Work to complete » Examine the material below. Gather every line in which the string "this" appears.

-.-.-

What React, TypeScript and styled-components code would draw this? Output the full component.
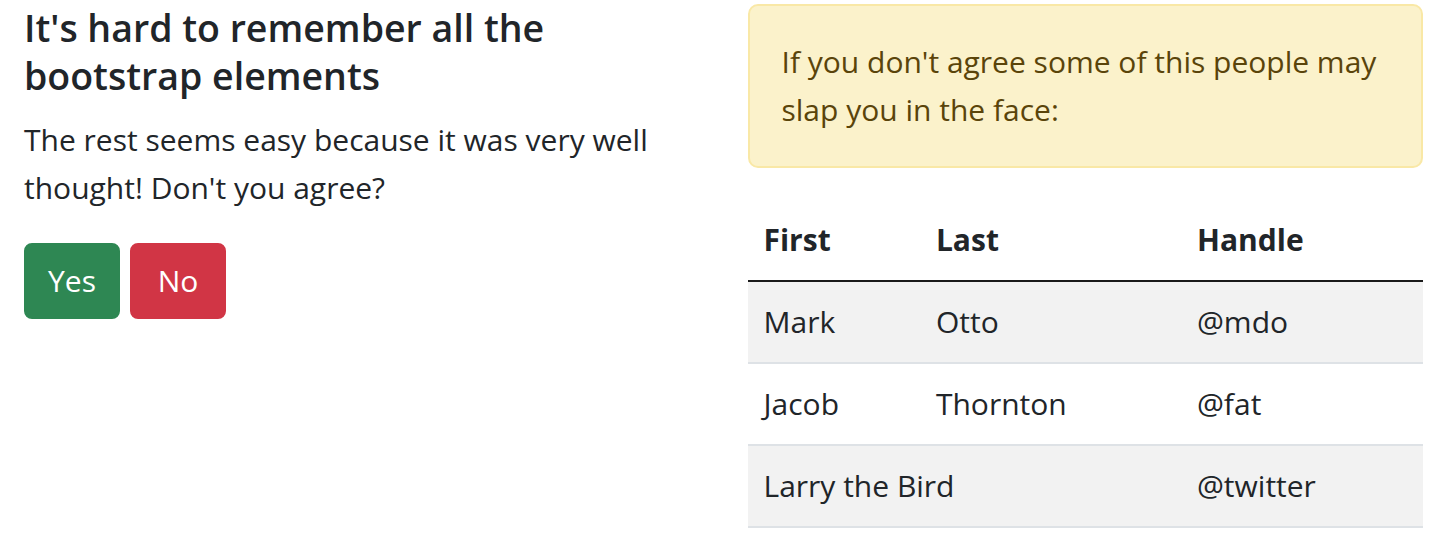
import React from "react";
import styled, { createGlobalStyle } from "styled-components";

const GlobalStyle = createGlobalStyle`
  html, body {
    margin: 0;
    padding: 0;
    background: #fff;
  }
  body {
    font-family: "Open Sans", "Noto Sans", sans-serif;
    color: #212529;
    font-size: 30px;
    line-height: 48px;
  }
`;

const Page = styled.div`
  display: grid;
  grid-template-columns: 1fr 1fr;
  column-gap: 48px;
  padding: 0 24px;
`;

const Column = styled.section`
  min-width: 0;
`;

const Heading = styled.h5`
  margin: 0 0 16px;
  font-size: 37.5px;
  font-weight: 600;
  line-height: 48px;
  padding-top: 4px;
`;

const Lead = styled.p`
  margin: 0 0 31px;
`;

const Actions = styled.div`
  display: flex;
  gap: 10px;
`;

const Button = styled.button<{ $tone: "success" | "danger" }>`
  min-width: 96px;
  font-family: inherit;
  font-size: 30px;
  line-height: 48px;
  padding: 12px 20px;
  text-align: center;
  border: 2px solid ${p => (p.$tone === "success" ? "#2e8753" : "#d13545")};
  background: ${p => (p.$tone === "success" ? "#2e8753" : "#d13545")};
  color: #fff;
  border-radius: 8px;
  cursor: pointer;
`;

const Alert = styled.div`
  margin: 4px 0 32px;
  padding: 32px;
  background: #fbf2cb;
  border: 2px solid #f9e8a6;
  border-radius: 10px;
  color: #5a440a;
`;

const AlertText = styled.p`
  margin: 0;
`;

const Table = styled.table`
  width: 100%;
  border-collapse: collapse;
  color: #212529;
`;

const HeadCell = styled.th`
  text-align: left;
  font-weight: 700;
  padding: 16px;
  border-bottom: 2px solid #1a1a1a;
`;

const Row = styled.tr<{ $striped: boolean }>`
  background: ${p => (p.$striped ? "#f2f2f2" : "transparent")};
`;

const Cell = styled.td`
  padding: 16px;
  border-bottom: 2px solid #dee2e6;
`;

const people = [
  { first: "Mark", last: "Otto", handle: "@mdo" },
  { first: "Jacob", last: "Thornton", handle: "@fat" },
  { first: "Larry the Bird", last: "", handle: "@twitter", span: true },
];

export default function App() {
  return (
    <>
      <GlobalStyle />
      <Page>
        <Column>
          <Heading>It's hard to remember all the bootstrap elements</Heading>
          <Lead>The rest seems easy because it was very well thought! Don't you agree?</Lead>
          <Actions>
            <Button $tone="success">Yes</Button>
            <Button $tone="danger">No</Button>
          </Actions>
        </Column>
        <Column>
          <Alert>
            <AlertText>If you don't agree some of this people may slap you in the face:</AlertText>
          </Alert>
          <Table>
            <thead>
              <tr>
                <HeadCell>First</HeadCell>
                <HeadCell>Last</HeadCell>
                <HeadCell>Handle</HeadCell>
              </tr>
            </thead>
            <tbody>
              {people.map((p, i) => (
                <Row key={p.handle} $striped={i % 2 === 0}>
                  {p.span ? (
                    <Cell colSpan={2}>{p.first}</Cell>
                  ) : (
                    <>
                      <Cell>{p.first}</Cell>
                      <Cell>{p.last}</Cell>
                    </>
                  )}
                  <Cell>{p.handle}</Cell>
                </Row>
              ))}
            </tbody>
          </Table>
        </Column>
      </Page>
    </>
  );
}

-.-.-

Task answer »
What React, TypeScript and styled-components code would draw this? Output the full component.
            <AlertText>If you don't agree some of this people may slap you in the face:</AlertText>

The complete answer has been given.